El paso del Papa Francisco por nuestro país hace un año adquiere una renovada elocuencia cuando consideramos los cambios de situación generados en los últimos meses, en particular cuanto se refiere a la migración. Hoy hace un año, una inédita iniciativa permitía que la misma celebración eucarística tuviera lugar en dos países, México y los Estados Unidos. Decía entonces el Papa en su homilía:

“Aquí, en Ciudad Juárez, como en otras zonas fronterizas, se concentran miles de migrantes de Centroamérica y otros países, sin olvidar tantos mexicanos que también buscan pasar ‘al otro lado’. Un paso, un camino, cargado de terribles injusticias: esclavizados, secuestrados, extorsionados, muchos hermanos nuestros son fruto del negocio del tráfico humano, de la trata de personas”.

Y continuaba: “No podemos negar la crisis humanitaria que en los últimos años ha significado la migración de miles de personas, ya sea por tren, por carretera e incluso a pie, atravesando cientos de kilómetros por montañas, desiertos, caminos inhóspitos. Esta tragedia humana que representa la migración forzada hoy en día es un fenómeno global”.

Y en este punto, el Santo Padre proponía un criterio de lectura del hecho, que no se estacionaba en criterios estadísticos o económicos, que no medía en clave de remesas o de procesos culturales, sino en el sentido más directamente humano: el de las personas concretas.

“Esta crisis, que se puede medir en cifras, nosotros queremos medirla por nombres por historias, por familias. Son hermanos y hermanas que salen expulsados por la pobreza y la violencia, por el narcotráfico y el crimen organizado”. Y este rostro preciso de la tragedia ya entonces volvía más urgente la cuestión legal: “Frente a tantos vacíos legales, se tiende una red que atrapa y destruye siempre a los más pobres. No sólo sufren la pobreza sino que además tienen que sufrir todas estas formas de violencia. Injusticia que se radicaliza en los jóvenes, ellos, ‘carne de cañón’, son perseguidos y amenazados cuando tratan de salir de la espiral de violencia y del infierno de las drogas. Y qué decir de tantas mujeres a quienes les han arrebatado injustamente la vida”.
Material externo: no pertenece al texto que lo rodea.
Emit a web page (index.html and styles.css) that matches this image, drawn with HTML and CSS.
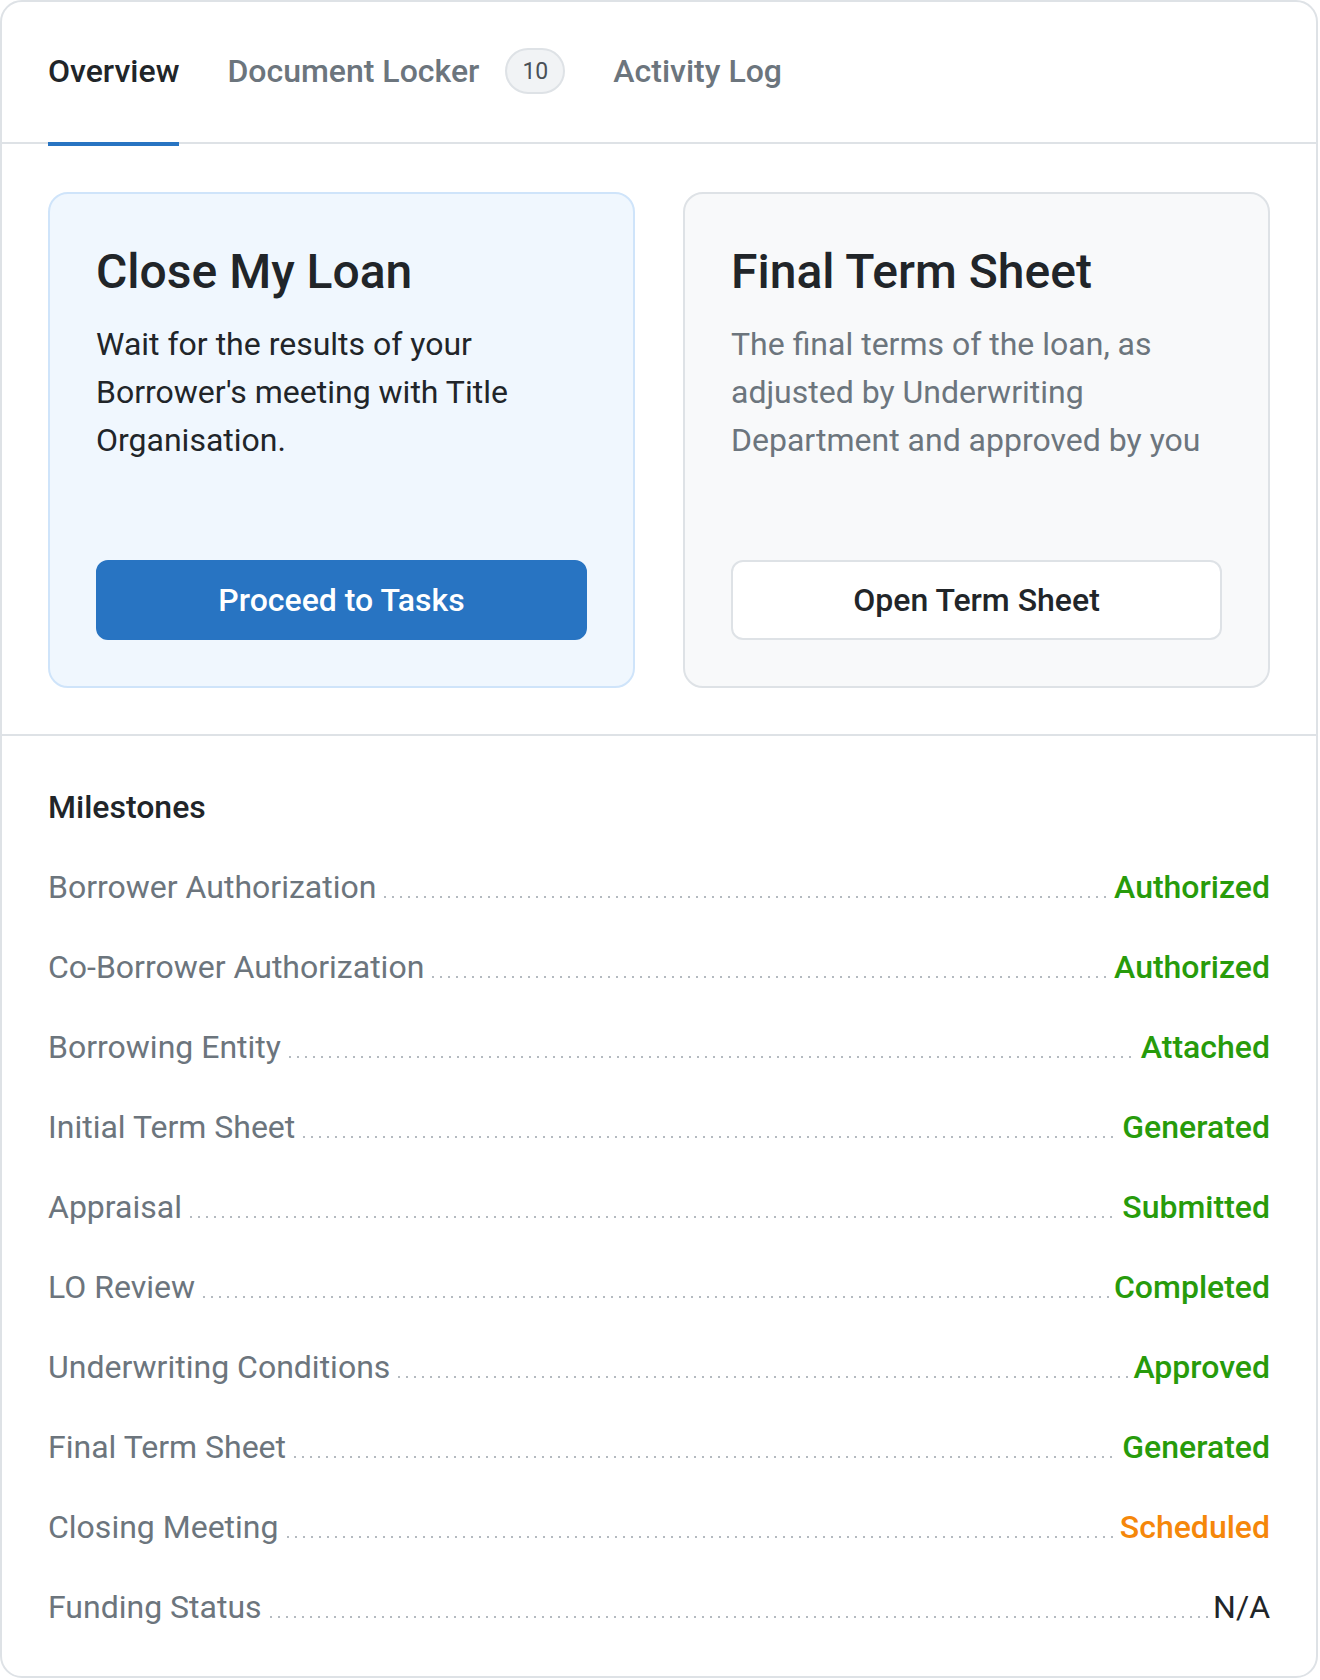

Además de reclamar, entonces, el don de la conversión y la apertura de corazón para atender el rostro sufriente de hombres y mujeres concretas, el Papa daba gracias por el trabajo de organizaciones religiosas y de sociedad civil comprometidas en el acompañamiento y defensa de la vida. Muchos “asisten en primera línea arriesgando muchas veces la suya propia. Con sus vidas son profetas de misericordia, son el corazón comprensivo y los pies acompañantes de la Iglesia que abre sus brazos y sostiene”.

La perspectiva que el Papa tenía ante sus ojos era, sobre todo, la de una migración “de ida”. No se había detenido entonces en la necesidad de la hospitalidad de quien acoge a migrantes, mucho menos en el desafío de un proceso “de vuelta”. Describió, más bien, el infierno mismo del camino, asaltado por tanta violencia y abuso. Ahora se ha vuelto tema de reflexión la inestabilidad misma de quien sobrevive sin documentos, así como la amenaza continua de procesos de separación familiar, de desarraigo, de rechazo. Su invitación, sin embargo, de mantener la visión en las personas concretas, sigue siendo el método más humano de enfrentar cualquier emergencia.

Este rostro concreto lo vislumbramos cuando nos referimos a personas conocidas, muchos de ellos tal vez “soñadores”, pero también víctimas y sobrevivientes, y sobre todo hermanos a quienes nuestra propia patria no les ha sabido garantizar un hogar, un tejido social, un espacio seguro. La principal tarea, nos lo indicó el Papa, está adentro. Y aquí hay mucho que hacer. De interés personal, de compromiso, de honestidad, de creatividad. Quiera Dios que la emergencia nos exija despertar, y que lo hagamos con estatura humana.